WHAT IS NEEDED » Leaving out the pictures, retype all the material exactly.

:: GIVEN INFORMATION

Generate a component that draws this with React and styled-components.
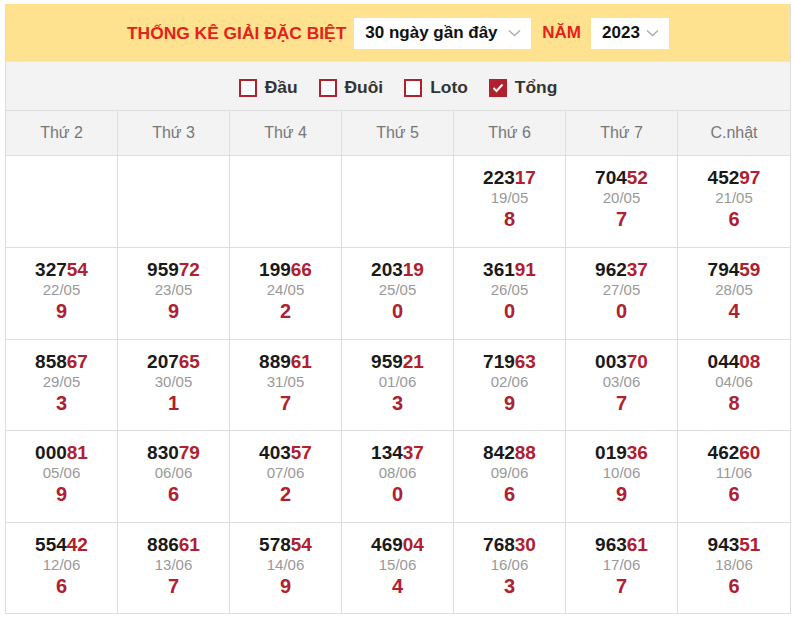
import React from "react";
import styled, { createGlobalStyle } from "styled-components";

const Global = createGlobalStyle`
  html, body { margin: 0; padding: 0; background: #fff; }
  body { font-family: Arial, "Liberation Sans", sans-serif; }
`;

const Wrap = styled.div`
  margin: 4px 0 0 5px;
  width: 786px;
  border-left: 1px solid #ddd;
  border-right: 1px solid #ddd;
  box-sizing: border-box;
`;

const Top = styled.div`
  background: #ffe28f;
  height: 58px;
  display: flex;
  align-items: center;
  justify-content: center;
  border-bottom: 1px solid #e6e6e6;
  padding-top: 1px;
  box-sizing: border-box;
`;

const Title = styled.span`
  color: #e3221b;
  font-weight: bold;
  font-size: 17.4px;
  margin-right: 8px;
`;

const Select = styled.div`
  background: #fff;
  height: 31px;
  display: flex;
  align-items: center;
  padding: 0 10px 0 11px;
  font-size: 17px;
  font-weight: bold;
  color: #111;
  box-sizing: border-box;
  width: ${(p) => p.$w}px;
  justify-content: space-between;
`;

const Year = styled.span`
  color: #e3221b;
  font-weight: bold;
  font-size: 17px;
  margin: 0 10px 0 11px;
`;

const Filters = styled.div`
  background: #f3f3f3;
  height: 49px;
  display: flex;
  align-items: center;
  justify-content: center;
  gap: 21px;
  border-bottom: 1px solid #dedede;
  padding: 3px 0 0 0;
  box-sizing: border-box;
`;

const Opt = styled.label`
  display: flex;
  align-items: center;
  gap: 8px;
  font-size: 17.4px;
  font-weight: bold;
  color: #333;
`;

const Box = styled.span`
  width: 18px;
  height: 18px;
  box-sizing: border-box;
  border: 2px solid #b0202e;
  background: ${(p) => (p.$on ? "#b0202e" : "#fff")};
  display: flex;
  align-items: center;
  justify-content: center;
`;

const Grid = styled.div`
  display: grid;
  grid-template-columns: repeat(7, 1fr);
  grid-template-rows: 45px 92px 92px 91px 92px 91px;
`;

const Head = styled.div`
  background: #f3f3f3;
  box-sizing: border-box;
  display: flex;
  align-items: center;
  justify-content: center;
  color: #777;
  font-size: 16px;
  border-bottom: 1px solid #dedede;
  border-right: 1px solid #dedede;
  &:nth-child(7n) { border-right: none; }
`;

const Cell = styled.div`
  border-bottom: 1px solid #dedede;
  border-right: 1px solid #dedede;
  &:nth-child(7n) { border-right: none; }
  display: flex;
  flex-direction: column;
  align-items: center;
  padding-top: 11px;
  box-sizing: border-box;
`;

const Num = styled.div`
  font-size: 19px;
  font-weight: bold;
  color: #1a1a1a;
  line-height: 21px;
  span { color: #b0202e; }
`;

const DateT = styled.div`
  font-size: 15px;
  color: #999;
  line-height: 20px;
`;

const Sum = styled.div`
  font-size: 20px;
  font-weight: bold;
  color: #b0202e;
  line-height: 23px;
`;

const Chevron = () => (
  <svg width="13" height="8" viewBox="0 0 13 8">
    <path d="M1 1.5 L6.5 6.5 L12 1.5" fill="none" stroke="#aaa" strokeWidth="1.3" />
  </svg>
);

const data = [
  null, null, null, null,
  ["22317", "19/05", 8], ["70452", "20/05", 7], ["45297", "21/05", 6],
  ["32754", "22/05", 9], ["95972", "23/05", 9], ["19966", "24/05", 2], ["20319", "25/05", 0], ["36191", "26/05", 0], ["96237", "27/05", 0], ["79459", "28/05", 4],
  ["85867", "29/05", 3], ["20765", "30/05", 1], ["88961", "31/05", 7], ["95921", "01/06", 3], ["71963", "02/06", 9], ["00370", "03/06", 7], ["04408", "04/06", 8],
  ["00081", "05/06", 9], ["83079", "06/06", 6], ["40357", "07/06", 2], ["13437", "08/06", 0], ["84288", "09/06", 6], ["01936", "10/06", 9], ["46260", "11/06", 6],
  ["55442", "12/06", 6], ["88661", "13/06", 7], ["57854", "14/06", 9], ["46904", "15/06", 4], ["76830", "16/06", 3], ["96361", "17/06", 7], ["94351", "18/06", 6],
];

const days = ["Thứ 2", "Thứ 3", "Thứ 4", "Thứ 5", "Thứ 6", "Thứ 7", "C.nhật"];
const opts = [["Đầu", false], ["Đuôi", false], ["Loto", false], ["Tổng", true]];

export default function App() {
  return (
    <>
      <Global />
      <Wrap>
        <Top>
          <Title>THỐNG KÊ GIẢI ĐẶC BIỆT</Title>
          <Select $w={177}>30 ngày gần đây <Chevron /></Select>
          <Year>NĂM</Year>
          <Select $w={78}>2023 <Chevron /></Select>
        </Top>
        <Filters>
          {opts.map(([t, on]) => (
            <Opt key={t}>
              <Box $on={on}>
                {on && (
                  <svg width="12" height="10" viewBox="0 0 12 10">
                    <path d="M1.5 5 L4.5 8 L10.5 1.5" fill="none" stroke="#fff" strokeWidth="2" />
                  </svg>
                )}
              </Box>
              {t}
            </Opt>
          ))}
        </Filters>
        <Grid>
          {days.map((d) => (
            <Head key={d}>{d}</Head>
          ))}
          {data.map((c, i) => (
            <Cell key={i}>
              {c && (
                <>
                  <Num>
                    {c[0].slice(0, 3)}
                    <span>{c[0].slice(3)}</span>
                  </Num>
                  <DateT>{c[1]}</DateT>
                  <Sum>{c[2]}</Sum>
                </>
              )}
            </Cell>
          ))}
        </Grid>
      </Wrap>
    </>
  );
}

::::

THE REPLY »
Generate a component that draws this with React and styled-components.
import React from "react";
import styled, { createGlobalStyle } from "styled-components";

const Global = createGlobalStyle`
  html, body { margin: 0; padding: 0; background: #fff; }
  body { font-family: Arial, "Liberation Sans", sans-serif; }
`;

const Wrap = styled.div`
  margin: 4px 0 0 5px;
  width: 786px;
  border-left: 1px solid #ddd;
  border-right: 1px solid #ddd;
  box-sizing: border-box;
`;

const Top = styled.div`
  background: #ffe28f;
  height: 58px;
  display: flex;
  align-items: center;
  justify-content: center;
  border-bottom: 1px solid #e6e6e6;
  padding-top: 1px;
  box-sizing: border-box;
`;

const Title = styled.span`
  color: #e3221b;
  font-weight: bold;
  font-size: 17.4px;
  margin-right: 8px;
`;

const Select = styled.div`
  background: #fff;
  height: 31px;
  display: flex;
  align-items: center;
  padding: 0 10px 0 11px;
  font-size: 17px;
  font-weight: bold;
  color: #111;
  box-sizing: border-box;
  width: ${(p) => p.$w}px;
  justify-content: space-between;
`;

const Year = styled.span`
  color: #e3221b;
  font-weight: bold;
  font-size: 17px;
  margin: 0 10px 0 11px;
`;

const Filters = styled.div`
  background: #f3f3f3;
  height: 49px;
  display: flex;
  align-items: center;
  justify-content: center;
  gap: 21px;
  border-bottom: 1px solid #dedede;
  padding: 3px 0 0 0;
  box-sizing: border-box;
`;

const Opt = styled.label`
  display: flex;
  align-items: center;
  gap: 8px;
  font-size: 17.4px;
  font-weight: bold;
  color: #333;
`;

const Box = styled.span`
  width: 18px;
  height: 18px;
  box-sizing: border-box;
  border: 2px solid #b0202e;
  background: ${(p) => (p.$on ? "#b0202e" : "#fff")};
  display: flex;
  align-items: center;
  justify-content: center;
`;

const Grid = styled.div`
  display: grid;
  grid-template-columns: repeat(7, 1fr);
  grid-template-rows: 45px 92px 92px 91px 92px 91px;
`;

const Head = styled.div`
  background: #f3f3f3;
  box-sizing: border-box;
  display: flex;
  align-items: center;
  justify-content: center;
  color: #777;
  font-size: 16px;
  border-bottom: 1px solid #dedede;
  border-right: 1px solid #dedede;
  &:nth-child(7n) { border-right: none; }
`;

const Cell = styled.div`
  border-bottom: 1px solid #dedede;
  border-right: 1px solid #dedede;
  &:nth-child(7n) { border-right: none; }
  display: flex;
  flex-direction: column;
  align-items: center;
  padding-top: 11px;
  box-sizing: border-box;
`;

const Num = styled.div`
  font-size: 19px;
  font-weight: bold;
  color: #1a1a1a;
  line-height: 21px;
  span { color: #b0202e; }
`;

const DateT = styled.div`
  font-size: 15px;
  color: #999;
  line-height: 20px;
`;

const Sum = styled.div`
  font-size: 20px;
  font-weight: bold;
  color: #b0202e;
  line-height: 23px;
`;

const Chevron = () => (
  <svg width="13" height="8" viewBox="0 0 13 8">
    <path d="M1 1.5 L6.5 6.5 L12 1.5" fill="none" stroke="#aaa" strokeWidth="1.3" />
  </svg>
);

const data = [
  null, null, null, null,
  ["22317", "19/05", 8], ["70452", "20/05", 7], ["45297", "21/05", 6],
  ["32754", "22/05", 9], ["95972", "23/05", 9], ["19966", "24/05", 2], ["20319", "25/05", 0], ["36191", "26/05", 0], ["96237", "27/05", 0], ["79459", "28/05", 4],
  ["85867", "29/05", 3], ["20765", "30/05", 1], ["88961", "31/05", 7], ["95921", "01/06", 3], ["71963", "02/06", 9], ["00370", "03/06", 7], ["04408", "04/06", 8],
  ["00081", "05/06", 9], ["83079", "06/06", 6], ["40357", "07/06", 2], ["13437", "08/06", 0], ["84288", "09/06", 6], ["01936", "10/06", 9], ["46260", "11/06", 6],
  ["55442", "12/06", 6], ["88661", "13/06", 7], ["57854", "14/06", 9], ["46904", "15/06", 4], ["76830", "16/06", 3], ["96361", "17/06", 7], ["94351", "18/06", 6],
];

const days = ["Thứ 2", "Thứ 3", "Thứ 4", "Thứ 5", "Thứ 6", "Thứ 7", "C.nhật"];
const opts = [["Đầu", false], ["Đuôi", false], ["Loto", false], ["Tổng", true]];

export default function App() {
  return (
    <>
      <Global />
      <Wrap>
        <Top>
          <Title>THỐNG KÊ GIẢI ĐẶC BIỆT</Title>
          <Select $w={177}>30 ngày gần đây <Chevron /></Select>
          <Year>NĂM</Year>
          <Select $w={78}>2023 <Chevron /></Select>
        </Top>
        <Filters>
          {opts.map(([t, on]) => (
            <Opt key={t}>
              <Box $on={on}>
                {on && (
                  <svg width="12" height="10" viewBox="0 0 12 10">
                    <path d="M1.5 5 L4.5 8 L10.5 1.5" fill="none" stroke="#fff" strokeWidth="2" />
                  </svg>
                )}
              </Box>
              {t}
            </Opt>
          ))}
        </Filters>
        <Grid>
          {days.map((d) => (
            <Head key={d}>{d}</Head>
          ))}
          {data.map((c, i) => (
            <Cell key={i}>
              {c && (
                <>
                  <Num>
                    {c[0].slice(0, 3)}
                    <span>{c[0].slice(3)}</span>
                  </Num>
                  <DateT>{c[1]}</DateT>
                  <Sum>{c[2]}</Sum>
                </>
              )}
            </Cell>
          ))}
        </Grid>
      </Wrap>
    </>
  );
}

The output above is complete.